**Given problem:**
Return each line containing "this".

**Information given:**
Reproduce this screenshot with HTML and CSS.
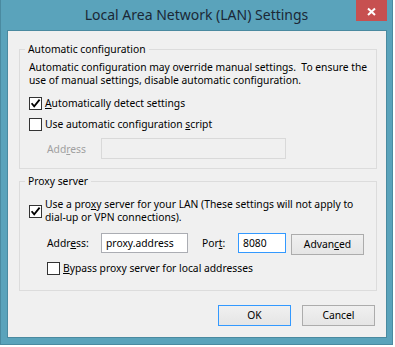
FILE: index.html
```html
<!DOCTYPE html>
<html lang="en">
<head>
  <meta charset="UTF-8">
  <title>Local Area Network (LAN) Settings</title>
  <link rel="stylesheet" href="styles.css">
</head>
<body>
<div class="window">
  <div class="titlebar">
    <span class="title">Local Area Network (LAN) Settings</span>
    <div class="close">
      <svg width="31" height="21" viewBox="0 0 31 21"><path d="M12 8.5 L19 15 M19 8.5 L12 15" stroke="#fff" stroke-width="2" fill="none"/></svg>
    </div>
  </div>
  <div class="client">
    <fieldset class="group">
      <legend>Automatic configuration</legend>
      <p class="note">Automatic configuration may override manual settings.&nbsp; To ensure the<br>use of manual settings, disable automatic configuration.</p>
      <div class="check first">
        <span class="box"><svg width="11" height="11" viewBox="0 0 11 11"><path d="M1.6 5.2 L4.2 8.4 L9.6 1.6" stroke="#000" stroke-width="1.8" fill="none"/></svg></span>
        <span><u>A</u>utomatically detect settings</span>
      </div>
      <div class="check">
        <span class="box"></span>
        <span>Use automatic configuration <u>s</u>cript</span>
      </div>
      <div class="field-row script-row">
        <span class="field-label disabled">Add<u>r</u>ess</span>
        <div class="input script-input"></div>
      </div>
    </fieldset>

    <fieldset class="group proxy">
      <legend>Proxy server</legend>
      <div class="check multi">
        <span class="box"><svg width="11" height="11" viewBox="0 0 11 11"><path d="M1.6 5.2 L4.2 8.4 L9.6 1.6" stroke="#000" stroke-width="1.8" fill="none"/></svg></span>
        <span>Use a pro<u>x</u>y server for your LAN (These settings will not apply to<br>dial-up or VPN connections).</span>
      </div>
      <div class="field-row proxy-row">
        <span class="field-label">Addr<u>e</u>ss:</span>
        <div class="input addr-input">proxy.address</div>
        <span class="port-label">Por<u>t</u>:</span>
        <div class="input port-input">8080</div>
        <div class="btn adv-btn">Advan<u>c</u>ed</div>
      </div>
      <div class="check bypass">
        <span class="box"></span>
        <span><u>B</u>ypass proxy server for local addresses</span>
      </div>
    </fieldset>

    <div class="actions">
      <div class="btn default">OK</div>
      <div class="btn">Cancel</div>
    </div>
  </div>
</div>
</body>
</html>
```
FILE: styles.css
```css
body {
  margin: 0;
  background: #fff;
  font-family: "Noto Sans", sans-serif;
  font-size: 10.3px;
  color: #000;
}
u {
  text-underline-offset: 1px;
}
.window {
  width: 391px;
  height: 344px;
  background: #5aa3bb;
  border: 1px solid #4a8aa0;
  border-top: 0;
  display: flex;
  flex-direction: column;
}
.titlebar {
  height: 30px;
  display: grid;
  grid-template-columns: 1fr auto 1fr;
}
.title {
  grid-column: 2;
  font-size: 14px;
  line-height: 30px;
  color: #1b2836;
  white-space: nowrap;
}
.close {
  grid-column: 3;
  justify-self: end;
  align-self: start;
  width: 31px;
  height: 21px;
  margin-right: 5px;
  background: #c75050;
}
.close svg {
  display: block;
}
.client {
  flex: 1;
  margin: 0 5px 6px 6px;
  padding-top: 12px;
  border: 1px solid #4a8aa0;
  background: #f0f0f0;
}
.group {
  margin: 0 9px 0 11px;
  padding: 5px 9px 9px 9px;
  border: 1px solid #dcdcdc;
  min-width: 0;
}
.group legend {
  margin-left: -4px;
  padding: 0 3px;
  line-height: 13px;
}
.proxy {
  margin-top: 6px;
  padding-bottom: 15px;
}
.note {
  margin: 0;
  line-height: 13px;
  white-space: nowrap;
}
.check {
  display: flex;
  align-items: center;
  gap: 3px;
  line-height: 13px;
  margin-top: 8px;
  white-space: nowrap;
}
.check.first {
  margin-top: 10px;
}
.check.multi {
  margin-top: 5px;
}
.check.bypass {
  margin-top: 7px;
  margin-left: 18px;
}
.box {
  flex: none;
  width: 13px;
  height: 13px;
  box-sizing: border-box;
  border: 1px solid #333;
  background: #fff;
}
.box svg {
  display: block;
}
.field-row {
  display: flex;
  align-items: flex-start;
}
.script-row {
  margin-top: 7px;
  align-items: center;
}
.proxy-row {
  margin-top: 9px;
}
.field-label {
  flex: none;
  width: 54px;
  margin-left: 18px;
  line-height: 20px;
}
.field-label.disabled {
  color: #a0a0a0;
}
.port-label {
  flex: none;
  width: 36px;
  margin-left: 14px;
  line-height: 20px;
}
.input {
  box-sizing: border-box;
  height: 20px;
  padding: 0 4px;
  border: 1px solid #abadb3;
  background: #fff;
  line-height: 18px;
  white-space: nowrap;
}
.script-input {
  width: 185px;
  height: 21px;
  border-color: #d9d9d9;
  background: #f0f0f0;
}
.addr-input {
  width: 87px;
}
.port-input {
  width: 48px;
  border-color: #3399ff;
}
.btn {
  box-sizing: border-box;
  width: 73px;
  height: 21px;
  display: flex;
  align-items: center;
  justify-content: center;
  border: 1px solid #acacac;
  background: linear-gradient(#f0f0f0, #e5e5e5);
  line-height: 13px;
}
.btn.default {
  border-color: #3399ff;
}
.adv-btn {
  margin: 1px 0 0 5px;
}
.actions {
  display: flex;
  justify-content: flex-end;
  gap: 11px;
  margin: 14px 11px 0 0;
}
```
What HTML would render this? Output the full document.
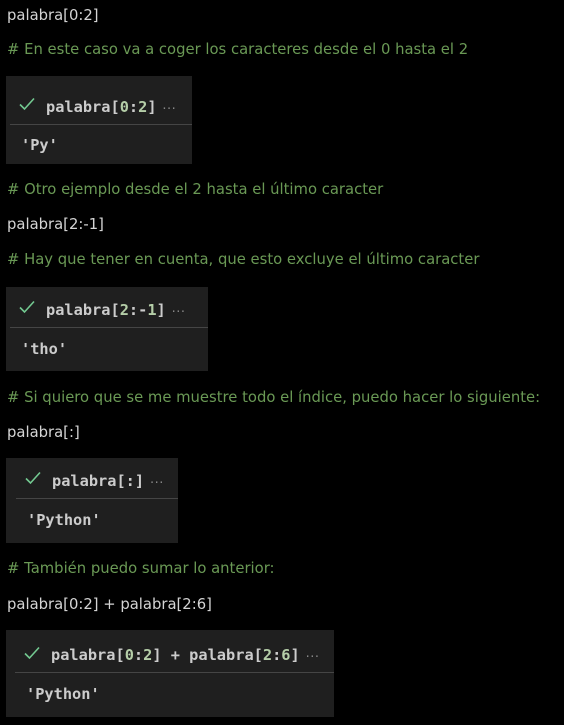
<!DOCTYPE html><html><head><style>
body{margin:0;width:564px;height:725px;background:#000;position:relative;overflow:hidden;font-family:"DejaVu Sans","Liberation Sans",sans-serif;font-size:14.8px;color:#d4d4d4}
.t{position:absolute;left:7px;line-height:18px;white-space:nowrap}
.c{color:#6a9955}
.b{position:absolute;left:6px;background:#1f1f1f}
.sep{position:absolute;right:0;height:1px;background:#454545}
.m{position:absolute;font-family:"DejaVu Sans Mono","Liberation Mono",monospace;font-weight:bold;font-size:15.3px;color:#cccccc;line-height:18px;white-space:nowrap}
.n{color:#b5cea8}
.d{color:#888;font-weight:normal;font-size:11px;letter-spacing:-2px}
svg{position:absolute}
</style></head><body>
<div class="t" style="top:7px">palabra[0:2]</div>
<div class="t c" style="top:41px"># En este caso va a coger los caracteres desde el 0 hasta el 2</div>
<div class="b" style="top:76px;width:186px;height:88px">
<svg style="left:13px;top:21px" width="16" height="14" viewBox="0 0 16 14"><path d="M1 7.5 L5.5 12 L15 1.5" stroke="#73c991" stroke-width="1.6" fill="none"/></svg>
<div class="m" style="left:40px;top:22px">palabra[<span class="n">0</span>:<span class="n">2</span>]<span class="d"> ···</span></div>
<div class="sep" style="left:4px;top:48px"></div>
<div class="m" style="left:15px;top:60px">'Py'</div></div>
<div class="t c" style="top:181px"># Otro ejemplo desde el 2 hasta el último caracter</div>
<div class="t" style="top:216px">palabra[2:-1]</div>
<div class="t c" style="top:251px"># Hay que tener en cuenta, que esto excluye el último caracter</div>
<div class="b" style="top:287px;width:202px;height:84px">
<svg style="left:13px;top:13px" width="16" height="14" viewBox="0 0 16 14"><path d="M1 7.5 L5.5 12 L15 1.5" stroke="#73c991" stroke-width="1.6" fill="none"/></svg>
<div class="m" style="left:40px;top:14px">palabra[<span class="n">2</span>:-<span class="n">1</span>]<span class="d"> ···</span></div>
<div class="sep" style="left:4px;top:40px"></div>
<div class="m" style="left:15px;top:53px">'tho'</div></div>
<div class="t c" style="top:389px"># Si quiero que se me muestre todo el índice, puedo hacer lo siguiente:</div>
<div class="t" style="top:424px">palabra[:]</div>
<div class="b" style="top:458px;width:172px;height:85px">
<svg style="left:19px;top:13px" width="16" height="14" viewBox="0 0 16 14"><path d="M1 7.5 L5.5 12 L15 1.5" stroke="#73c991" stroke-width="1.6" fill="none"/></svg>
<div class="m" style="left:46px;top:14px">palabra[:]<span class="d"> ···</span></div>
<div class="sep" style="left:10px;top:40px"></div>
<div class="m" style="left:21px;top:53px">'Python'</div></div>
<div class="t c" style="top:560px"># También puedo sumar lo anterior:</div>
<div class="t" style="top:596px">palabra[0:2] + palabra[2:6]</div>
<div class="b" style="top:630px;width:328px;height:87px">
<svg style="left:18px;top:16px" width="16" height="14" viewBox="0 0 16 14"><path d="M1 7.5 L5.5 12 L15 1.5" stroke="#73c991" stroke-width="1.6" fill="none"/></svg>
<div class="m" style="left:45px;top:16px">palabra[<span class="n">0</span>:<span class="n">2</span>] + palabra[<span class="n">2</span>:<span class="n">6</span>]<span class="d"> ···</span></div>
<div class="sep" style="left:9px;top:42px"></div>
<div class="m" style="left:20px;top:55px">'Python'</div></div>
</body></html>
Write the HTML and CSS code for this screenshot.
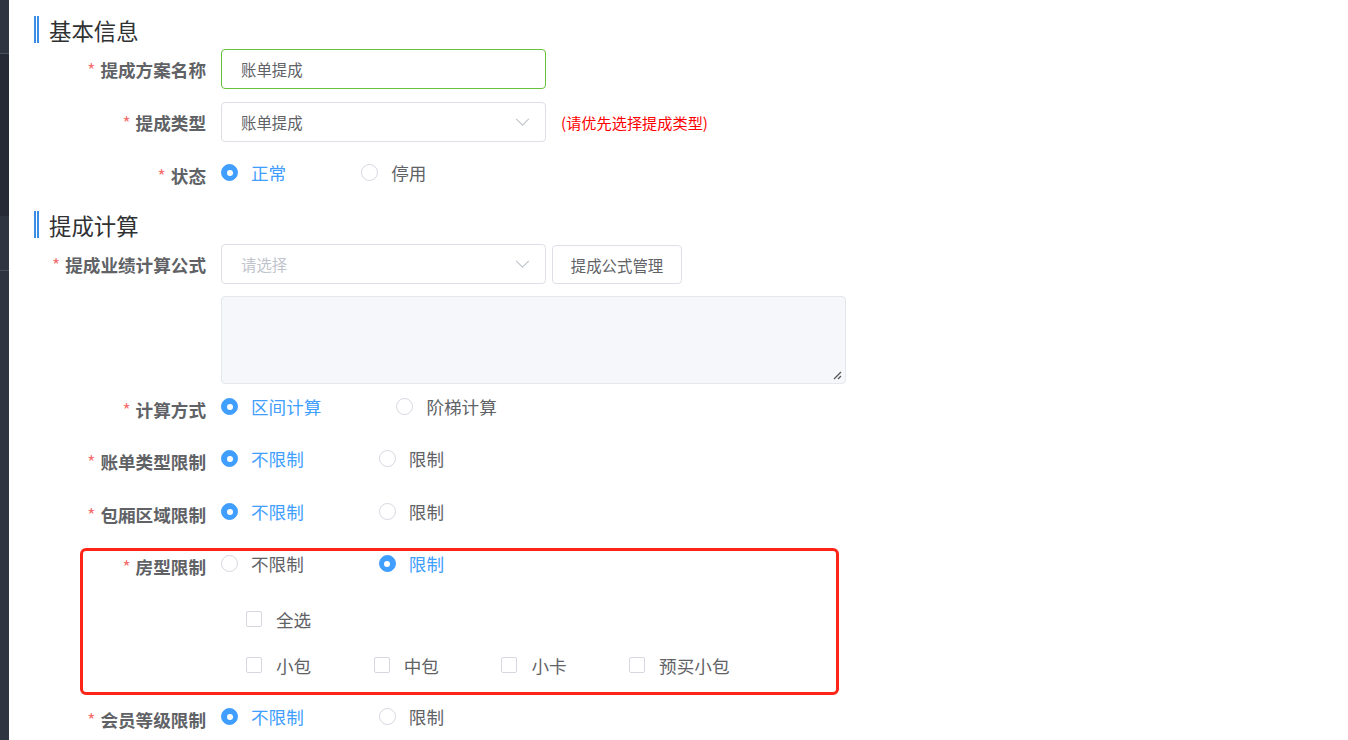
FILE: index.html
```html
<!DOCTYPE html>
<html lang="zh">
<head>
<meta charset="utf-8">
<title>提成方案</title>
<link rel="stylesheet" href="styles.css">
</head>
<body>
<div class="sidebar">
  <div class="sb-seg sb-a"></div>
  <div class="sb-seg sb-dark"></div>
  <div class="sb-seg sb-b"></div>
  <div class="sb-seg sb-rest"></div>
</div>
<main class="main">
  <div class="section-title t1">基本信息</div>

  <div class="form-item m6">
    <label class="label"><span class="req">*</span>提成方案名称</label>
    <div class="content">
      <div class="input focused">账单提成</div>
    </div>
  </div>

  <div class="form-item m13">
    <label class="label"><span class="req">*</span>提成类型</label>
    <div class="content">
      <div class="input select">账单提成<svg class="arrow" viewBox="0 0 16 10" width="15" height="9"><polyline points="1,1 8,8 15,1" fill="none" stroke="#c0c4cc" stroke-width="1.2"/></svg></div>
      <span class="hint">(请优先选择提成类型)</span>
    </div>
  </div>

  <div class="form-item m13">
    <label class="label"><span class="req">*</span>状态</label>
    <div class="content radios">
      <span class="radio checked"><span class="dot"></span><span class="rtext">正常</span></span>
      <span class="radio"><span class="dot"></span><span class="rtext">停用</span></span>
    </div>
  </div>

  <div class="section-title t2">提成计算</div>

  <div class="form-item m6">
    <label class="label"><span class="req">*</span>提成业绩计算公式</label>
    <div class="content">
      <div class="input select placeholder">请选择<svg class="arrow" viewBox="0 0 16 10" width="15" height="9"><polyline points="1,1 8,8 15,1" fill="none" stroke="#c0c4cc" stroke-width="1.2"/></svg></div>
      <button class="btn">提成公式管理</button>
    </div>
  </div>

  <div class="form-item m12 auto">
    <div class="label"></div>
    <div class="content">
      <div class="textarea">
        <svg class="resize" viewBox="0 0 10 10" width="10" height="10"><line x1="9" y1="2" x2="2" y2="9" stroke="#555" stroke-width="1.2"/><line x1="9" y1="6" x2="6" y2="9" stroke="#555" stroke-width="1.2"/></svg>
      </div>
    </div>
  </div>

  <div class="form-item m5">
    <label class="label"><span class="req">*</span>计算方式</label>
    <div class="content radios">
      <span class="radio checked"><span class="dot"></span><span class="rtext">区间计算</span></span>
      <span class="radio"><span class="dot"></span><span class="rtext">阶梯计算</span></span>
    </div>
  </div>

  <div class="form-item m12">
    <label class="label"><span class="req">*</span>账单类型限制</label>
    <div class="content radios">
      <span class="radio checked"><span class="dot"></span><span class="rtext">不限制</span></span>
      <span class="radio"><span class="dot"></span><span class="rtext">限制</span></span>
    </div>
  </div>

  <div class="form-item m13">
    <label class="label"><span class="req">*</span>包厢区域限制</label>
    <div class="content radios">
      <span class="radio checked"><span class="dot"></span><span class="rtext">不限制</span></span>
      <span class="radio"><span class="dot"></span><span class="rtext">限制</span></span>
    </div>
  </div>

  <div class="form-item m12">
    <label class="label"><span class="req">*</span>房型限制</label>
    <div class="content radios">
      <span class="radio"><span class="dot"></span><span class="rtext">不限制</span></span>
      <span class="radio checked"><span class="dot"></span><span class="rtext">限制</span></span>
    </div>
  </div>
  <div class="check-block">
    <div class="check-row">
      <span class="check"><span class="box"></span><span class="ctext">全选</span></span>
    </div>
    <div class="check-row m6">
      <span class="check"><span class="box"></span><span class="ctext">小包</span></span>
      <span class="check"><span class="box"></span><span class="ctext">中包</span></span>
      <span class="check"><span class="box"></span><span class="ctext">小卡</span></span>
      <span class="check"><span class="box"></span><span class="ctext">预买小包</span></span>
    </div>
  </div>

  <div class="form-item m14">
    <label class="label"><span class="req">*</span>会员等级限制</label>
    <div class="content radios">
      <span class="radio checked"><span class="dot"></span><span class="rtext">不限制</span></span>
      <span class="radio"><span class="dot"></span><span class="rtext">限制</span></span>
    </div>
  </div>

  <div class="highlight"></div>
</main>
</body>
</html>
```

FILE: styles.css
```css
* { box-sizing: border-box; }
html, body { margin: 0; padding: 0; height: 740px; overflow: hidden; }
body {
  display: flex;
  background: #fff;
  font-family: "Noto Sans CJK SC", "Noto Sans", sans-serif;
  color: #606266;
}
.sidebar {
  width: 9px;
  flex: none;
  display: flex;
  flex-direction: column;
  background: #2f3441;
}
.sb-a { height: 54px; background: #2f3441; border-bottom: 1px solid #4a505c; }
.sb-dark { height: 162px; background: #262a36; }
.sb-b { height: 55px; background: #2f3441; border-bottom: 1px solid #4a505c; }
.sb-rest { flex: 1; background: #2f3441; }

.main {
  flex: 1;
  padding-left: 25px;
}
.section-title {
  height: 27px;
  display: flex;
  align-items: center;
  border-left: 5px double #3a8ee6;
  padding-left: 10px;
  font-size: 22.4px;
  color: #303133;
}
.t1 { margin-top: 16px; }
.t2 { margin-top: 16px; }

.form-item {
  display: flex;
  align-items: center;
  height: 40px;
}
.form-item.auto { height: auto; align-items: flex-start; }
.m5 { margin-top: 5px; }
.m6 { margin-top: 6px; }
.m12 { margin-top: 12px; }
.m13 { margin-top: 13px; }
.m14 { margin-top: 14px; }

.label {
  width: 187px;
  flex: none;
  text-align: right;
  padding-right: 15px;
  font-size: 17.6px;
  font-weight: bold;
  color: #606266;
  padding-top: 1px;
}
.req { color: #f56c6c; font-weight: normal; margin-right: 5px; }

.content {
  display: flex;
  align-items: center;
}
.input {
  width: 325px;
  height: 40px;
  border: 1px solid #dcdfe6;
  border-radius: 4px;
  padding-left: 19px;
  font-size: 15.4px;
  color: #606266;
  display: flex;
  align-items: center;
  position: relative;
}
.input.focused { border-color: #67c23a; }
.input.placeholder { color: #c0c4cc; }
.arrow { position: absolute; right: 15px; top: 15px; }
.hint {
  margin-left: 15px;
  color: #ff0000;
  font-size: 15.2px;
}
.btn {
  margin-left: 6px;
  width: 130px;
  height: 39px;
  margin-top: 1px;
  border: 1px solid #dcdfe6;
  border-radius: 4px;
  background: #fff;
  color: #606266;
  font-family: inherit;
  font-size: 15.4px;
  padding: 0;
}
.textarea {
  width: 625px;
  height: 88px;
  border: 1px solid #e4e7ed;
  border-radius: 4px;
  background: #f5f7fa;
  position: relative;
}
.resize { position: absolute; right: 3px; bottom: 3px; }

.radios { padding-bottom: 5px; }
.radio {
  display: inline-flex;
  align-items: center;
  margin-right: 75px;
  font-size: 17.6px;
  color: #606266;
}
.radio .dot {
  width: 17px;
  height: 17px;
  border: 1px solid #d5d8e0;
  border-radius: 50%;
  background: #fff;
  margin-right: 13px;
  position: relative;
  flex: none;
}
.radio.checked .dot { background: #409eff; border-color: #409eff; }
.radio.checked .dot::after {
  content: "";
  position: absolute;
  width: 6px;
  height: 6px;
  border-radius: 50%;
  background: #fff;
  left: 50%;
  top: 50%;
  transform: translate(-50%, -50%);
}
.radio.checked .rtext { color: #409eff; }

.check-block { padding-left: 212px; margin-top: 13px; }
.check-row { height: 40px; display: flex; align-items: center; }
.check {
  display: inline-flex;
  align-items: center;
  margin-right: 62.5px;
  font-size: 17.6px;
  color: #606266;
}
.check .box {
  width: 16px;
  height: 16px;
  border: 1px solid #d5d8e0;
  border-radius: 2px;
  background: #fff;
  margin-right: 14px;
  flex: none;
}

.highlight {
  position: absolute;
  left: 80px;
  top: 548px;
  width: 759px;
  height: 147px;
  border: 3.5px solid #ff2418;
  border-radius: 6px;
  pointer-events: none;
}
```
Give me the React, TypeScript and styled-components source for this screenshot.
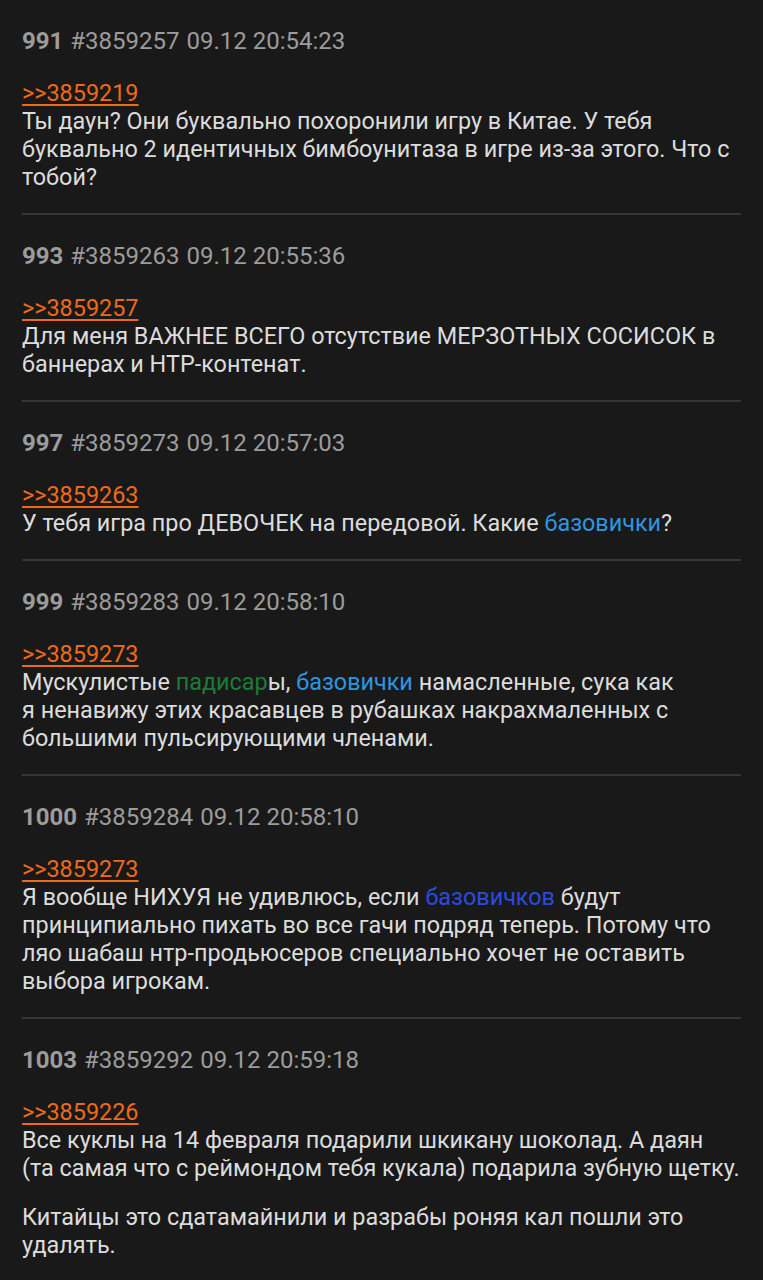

**Problem solution:**
Reproduce this screenshot with HTML and CSS.
What HTML would render this? Output the full document.
Write the HTML and CSS code for this screenshot.
Give me the React, TypeScript and styled-components source for this screenshot.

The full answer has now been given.